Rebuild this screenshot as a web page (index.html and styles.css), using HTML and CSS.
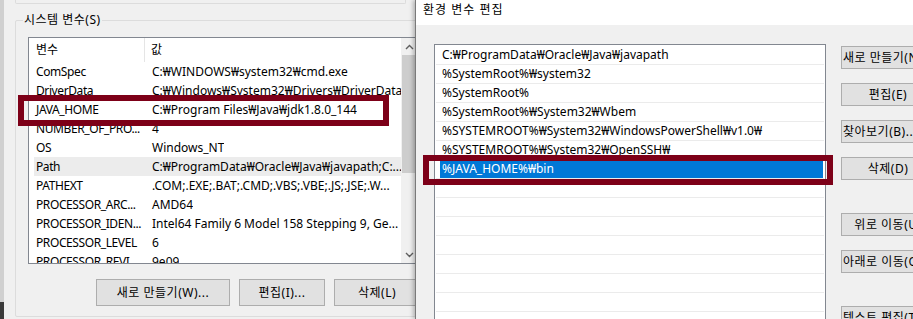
FILE: index.html
```html
<!DOCTYPE html>
<html lang="ko">
<head>
    <meta charset="UTF-8">
    <meta name="viewport" content="width=device-width, initial-scale=1.0">
    <title>환경 변수</title>
    <link rel="stylesheet" href="styles.css">
</head>
<body>
    <div class="desk">
        <div class="edge"></div>

        <!-- 시스템 속성 > 환경 변수 -->
        <div class="win sysvars">
            <div class="prev-group"></div>
            <div class="group">
                <div class="group-title">시스템 변수(S)</div>
                <div class="listview">
                    <div class="lv-main">
                        <div class="lv-head"><span class="c1">변수</span><span class="c2">값</span></div>
                        <div class="lv-row"><span class="c1">ComSpec</span><span class="c2">C:₩WINDOWS₩system32₩cmd.exe</span></div>
                        <div class="lv-row"><span class="c1">DriverData</span><span class="c2">C:₩Windows₩System32₩Drivers₩DriverData</span></div>
                        <div class="lv-row"><span class="c1">JAVA_HOME</span><span class="c2">C:₩Program Files₩Java₩jdk1.8.0_144</span></div>
                        <div class="lv-row"><span class="c1">NUMBER_OF_PRO...</span><span class="c2">4</span></div>
                        <div class="lv-row"><span class="c1">OS</span><span class="c2">Windows_NT</span></div>
                        <div class="lv-row selected"><span class="c1">Path</span><span class="c2">C:₩ProgramData₩Oracle₩Java₩javapath;C:...</span></div>
                        <div class="lv-row"><span class="c1">PATHEXT</span><span class="c2">.COM;.EXE;.BAT;.CMD;.VBS;.VBE;.JS;.JSE;.W...</span></div>
                        <div class="lv-row"><span class="c1">PROCESSOR_ARC...</span><span class="c2">AMD64</span></div>
                        <div class="lv-row"><span class="c1">PROCESSOR_IDEN...</span><span class="c2">Intel64 Family 6 Model 158 Stepping 9, Ge...</span></div>
                        <div class="lv-row"><span class="c1">PROCESSOR_LEVEL</span><span class="c2">6</span></div>
                        <div class="lv-row"><span class="c1">PROCESSOR_REVI...</span><span class="c2">9e09</span></div>
                    </div>
                    <div class="vscroll">
                        <div class="sb-btn">
                            <svg width="9" height="6" viewBox="0 0 9 6"><polyline points="1,5 4.5,1.5 8,5" fill="none" stroke="#606060" stroke-width="1.4"/></svg>
                        </div>
                        <div class="sb-track"><div class="sb-thumb"></div></div>
                        <div class="sb-btn">
                            <svg width="9" height="6" viewBox="0 0 9 6"><polyline points="1,1 4.5,4.5 8,1" fill="none" stroke="#606060" stroke-width="1.4"/></svg>
                        </div>
                    </div>
                </div>
                <div class="btn-row">
                    <div class="btn btn-new">새로 만들기(W)...</div>
                    <div class="btn">편집(I)...</div>
                    <div class="btn">삭제(L)</div>
                </div>
            </div>
        </div>

        <!-- 환경 변수 편집 -->
        <div class="win editvar">
            <div class="titlebar">환경 변수 편집</div>
            <div class="dlg-body">
                <div class="listbox">
                    <div class="lb-row">C:₩ProgramData₩Oracle₩Java₩javapath</div>
                    <div class="lb-row">%SystemRoot%₩system32</div>
                    <div class="lb-row">%SystemRoot%</div>
                    <div class="lb-row">%SystemRoot%₩System32₩Wbem</div>
                    <div class="lb-row">%SYSTEMROOT%₩System32₩WindowsPowerShell₩v1.0₩</div>
                    <div class="lb-row">%SYSTEMROOT%₩System32₩OpenSSH₩</div>
                    <div class="lb-row editing"><div class="edit">%JAVA_HOME%₩bin</div></div>
                    <div class="lb-row"></div>
                    <div class="lb-row"></div>
                    <div class="lb-row"></div>
                    <div class="lb-row"></div>
                    <div class="lb-row"></div>
                    <div class="lb-row"></div>
                    <div class="lb-row"></div>
                    <div class="lb-row"></div>
                </div>
                <div class="btn-col">
                    <div class="btn btn-left">새로 만들기(N)</div>
                    <div class="btn">편집(E)</div>
                    <div class="btn btn-left">찾아보기(B)...</div>
                    <div class="btn">삭제(D)</div>
                    <div class="btn group-start">위로 이동(U)</div>
                    <div class="btn btn-left">아래로 이동(O)</div>
                    <div class="btn btn-left group-start">텍스트 편집(T)...</div>
                </div>
            </div>
        </div>

        <!-- 강조 표시 -->
        <div class="mark mark-home"></div>
        <div class="mark mark-bin"></div>
    </div>
</body>
</html>
```

FILE: styles.css
```css
body {
    margin: 0;
    background: #f0f0f0;
    color: #000;
    font-family: "Noto Sans", "Noto Sans CJK KR", sans-serif;
    font-size: 12px;
}
.desk {
    position: relative;
    width: 913px;
    height: 319px;
    overflow: hidden;
}
.edge {
    position: absolute;
    left: 0;
    top: 0;
    width: 4px;
    height: 319px;
    background: linear-gradient(#d0d0d0 0 302px, #3a3a3a 302px);
}
.win {
    position: absolute;
    top: 0;
    height: 319px;
    background: #f0f0f0;
}

/* left window */
.sysvars {
    left: 4px;
    width: 440px;
}
.prev-group {
    margin-left: 11px;
    width: 389px;
    height: 3px;
    border: 1px solid #dcdcdc;
    border-top: none;
    border-radius: 0 0 2px 2px;
}
.group {
    margin: 16px 0 0 11px;
    width: 420px;
    height: 295px;
    border: 1px solid #dcdcdc;
    border-radius: 2px;
}
.group-title {
    width: fit-content;
    margin: -9px 0 0 7px;
    padding: 0 1px;
    line-height: 16px;
    letter-spacing: 0.5px;
    background: #f0f0f0;
}
.listview {
    display: flex;
    box-sizing: border-box;
    margin: 9px 0 0 12px;
    width: 391px;
    height: 227px;
    border: 1px solid #828790;
    background: #fff;
}
.lv-main {
    flex: 1;
    overflow: hidden;
}
.lv-head {
    display: flex;
    height: 24px;
    line-height: 24px;
    padding-left: 5px;
}
.lv-head .c1 {
    width: 111px;
    padding-left: 2px;
    box-sizing: border-box;
    border-right: 1px solid #e5e5e5;
}
.lv-head .c2 {
    padding-left: 6px;
}
.lv-row {
    display: flex;
    height: 19px;
    line-height: 19px;
    margin-left: 5px;
    white-space: nowrap;
}
.lv-row.selected {
    background: #ececec;
}
.lv-row .c1 {
    width: 112px;
    flex: none;
    padding-left: 2px;
    box-sizing: border-box;
    letter-spacing: -0.4px;
}
.lv-row .c2 {
    padding-left: 6px;
    overflow: hidden;
}
.vscroll {
    display: flex;
    flex-direction: column;
    flex: none;
    width: 17px;
    background: #f0f0f0;
}
.sb-btn {
    display: flex;
    align-items: center;
    justify-content: center;
    height: 17px;
}
.sb-track {
    flex: 1;
}
.sb-thumb {
    height: 118px;
    margin: 0 1px;
    background: #cdcdcd;
}
.btn-row {
    display: flex;
    gap: 9px;
    margin: 15px 0 0 80px;
}
.btn-row .btn {
    flex: none;
    width: 86px;
    height: 27px;
    line-height: 25px;
}
.btn-row .btn-new {
    width: 134px;
}
.btn {
    box-sizing: border-box;
    border: 1px solid #adadad;
    background: #e1e1e1;
    text-align: center;
    white-space: nowrap;
    letter-spacing: 0.5px;
    overflow: hidden;
}

/* right window */
.editvar {
    left: 415px;
    width: 540px;
    border-left: 1px solid #7a7a7a;
    box-shadow: -2px 0 4px rgba(0, 0, 0, 0.25);
}
.titlebar {
    height: 25px;
    padding-left: 7px;
    line-height: 20px;
    letter-spacing: 1px;
    background: #fff;
}
.dlg-body {
    display: flex;
    gap: 15px;
    padding: 19px 0 0 18px;
}
.listbox {
    flex: none;
    box-sizing: border-box;
    width: 392px;
    height: 300px;
    padding-top: 1px;
    border: 1px solid #828790;
    background: #fff;
}
.lb-row {
    box-sizing: border-box;
    height: 19px;
    margin: 0 1px;
    padding-left: 6px;
    line-height: 18px;
    border-bottom: 1px solid #ebebeb;
    white-space: nowrap;
}
.lb-row.editing {
    padding-left: 4px;
}
.edit {
    height: 18px;
    margin-right: 1px;
    padding-left: 2px;
    background: #0078d7;
    color: #fff;
}
.btn-col {
    display: flex;
    flex-direction: column;
    flex: none;
    gap: 14px;
    width: 94px;
    margin-top: 2px;
}
.btn-col .btn {
    height: 23px;
    line-height: 21px;
    padding: 0 1px;
}
.btn-col .btn-left {
    text-align: left;
}
.btn-col .group-start {
    margin-top: 19px;
}

/* red highlight boxes */
.mark {
    position: absolute;
    box-sizing: border-box;
    border: 6px solid #7d0018;
}
.mark-home {
    left: 18px;
    top: 95px;
    width: 371px;
    height: 31px;
}
.mark-bin {
    left: 423px;
    top: 155px;
    width: 410px;
    height: 30px;
}
```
....................
- _Stated problem_
Give only the number of lines above that hold the string "styles".

- _Full output_
3